* [Exercise requirements]:
Write out exactly the lines from the line with "What React, TypeScript" through the line with "const headers = ['Вага", both ends included, and no other line.

* [Listing]:
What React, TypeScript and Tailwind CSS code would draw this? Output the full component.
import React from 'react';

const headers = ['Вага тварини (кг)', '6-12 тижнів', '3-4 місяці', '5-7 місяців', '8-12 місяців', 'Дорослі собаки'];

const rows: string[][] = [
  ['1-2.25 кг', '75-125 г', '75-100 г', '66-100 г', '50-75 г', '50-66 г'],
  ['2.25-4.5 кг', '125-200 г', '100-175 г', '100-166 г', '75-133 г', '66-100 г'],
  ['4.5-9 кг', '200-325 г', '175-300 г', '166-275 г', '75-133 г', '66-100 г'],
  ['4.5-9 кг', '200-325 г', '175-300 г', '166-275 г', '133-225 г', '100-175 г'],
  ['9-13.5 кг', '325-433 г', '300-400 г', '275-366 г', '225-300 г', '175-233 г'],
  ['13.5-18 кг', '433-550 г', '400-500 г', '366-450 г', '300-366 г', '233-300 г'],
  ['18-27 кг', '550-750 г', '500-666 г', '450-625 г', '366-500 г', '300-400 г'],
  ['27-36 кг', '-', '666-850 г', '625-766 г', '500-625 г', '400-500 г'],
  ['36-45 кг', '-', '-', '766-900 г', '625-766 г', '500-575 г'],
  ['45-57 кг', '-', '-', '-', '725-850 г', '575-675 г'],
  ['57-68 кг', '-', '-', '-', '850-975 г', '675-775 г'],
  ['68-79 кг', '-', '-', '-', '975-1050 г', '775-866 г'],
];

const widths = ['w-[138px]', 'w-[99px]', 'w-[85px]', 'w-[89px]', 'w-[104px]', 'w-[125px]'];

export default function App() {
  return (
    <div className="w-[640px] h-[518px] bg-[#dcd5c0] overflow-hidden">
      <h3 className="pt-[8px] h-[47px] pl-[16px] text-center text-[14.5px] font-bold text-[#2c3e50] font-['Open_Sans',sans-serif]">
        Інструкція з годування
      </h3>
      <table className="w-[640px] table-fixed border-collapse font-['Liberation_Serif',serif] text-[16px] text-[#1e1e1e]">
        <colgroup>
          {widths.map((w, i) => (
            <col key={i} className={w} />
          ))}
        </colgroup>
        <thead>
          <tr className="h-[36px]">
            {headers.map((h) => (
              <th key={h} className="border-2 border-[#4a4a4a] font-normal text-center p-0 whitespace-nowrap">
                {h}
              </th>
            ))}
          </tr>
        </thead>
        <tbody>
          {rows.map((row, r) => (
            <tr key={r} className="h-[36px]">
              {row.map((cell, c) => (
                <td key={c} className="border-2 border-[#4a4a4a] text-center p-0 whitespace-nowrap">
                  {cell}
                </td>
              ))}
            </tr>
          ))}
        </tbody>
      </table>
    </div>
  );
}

...

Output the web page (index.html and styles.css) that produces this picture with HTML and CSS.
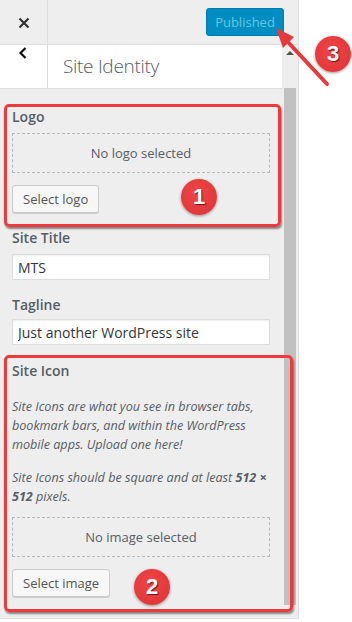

* [Output of the task]:
What React, TypeScript and Tailwind CSS code would draw this? Output the full component.
import React from 'react';

const headers = ['Вага тварини (кг)', '6-12 тижнів', '3-4 місяці', '5-7 місяців', '8-12 місяців', 'Дорослі собаки'];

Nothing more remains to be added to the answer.